Calon yang mendapat giliran pertama adalah Artidjo Alkostar disusul Bagir Manan, Benjamin Mangkoedilaga, Muladi, Soeharto, Toton Soeprapto. Entah disengaja atau tidak, empat calon yang pertama adalah hakim nonkarier, sedangkan dua calon terakhir yang ditanya selepas buka puasa adalah Soeharto dan Toton yang pejabat MA.
Artidjo yang mendapatkan giliran pertama mengemukakan bahwa dia telah melakukan SWOT terhadap lembaga kehakiman (MA). Pasalnya, mantan Direktur LBH Yogyakarta ini melihat kelemahan mendasar MA adalah manajemennya, sehingga perkara menumpuk. Untuk itu, Artidjo mengusulkan agar dilakukan audit terhadap MA, bukan hanya keuangan tetapi juga produktifitas hakim.
Dengan analisisi SWOT itu, menurut Artidjo, dapat diketahui kekuatan dan kelamahan MA, peluang, dan cara-cara memperbaikinya. Dalam penyampaian misi dan visinya itu, Artidjo banyak mengutip ayat-ayat Al Quran.
Bagir yang mendapat giliran kedua lebih menyorot mutu hakim. Guru besar Fakultas Hukum Universitas Pajajaran ini mengemukakan obsesinya bahwa hakim adalah sumber dasar dan tempat menemukan hukum atau keadilan. Hakim agung ini mempunyai misi untuk mengembalikan MA sebagai tempat memperoleh keadilan.
Reformasi perilaku hakim akan mendapat prioritas pertama bagi Benjamin Mangkoedilaga yang mendapat giliran ketiga.

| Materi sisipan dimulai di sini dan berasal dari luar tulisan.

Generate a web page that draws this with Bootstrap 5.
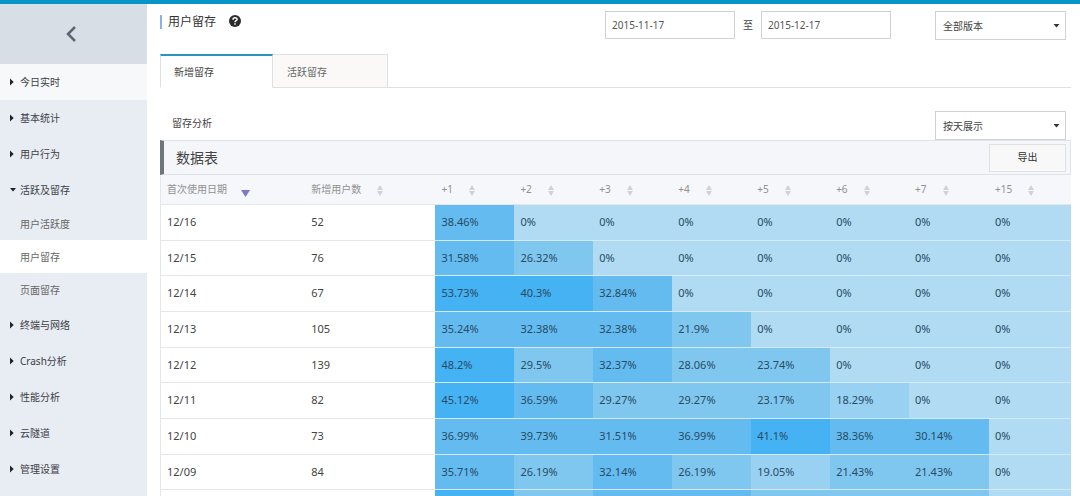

Ia menyatakan akan berani menindak hakim yang nakal.
Namun ketika ditanya oleh Hartono Mardjono, anggota Komisi II, mengenai apakah dirinya tahu atau tidak keterbatasan Ketua MA, Benjamin menjawab pendek: "Saya belum tahu". Kemudian Hartono bertanya lagi: Lha kalau belum tahu kok melamar? Kali ini Benjamin hanya diam saja.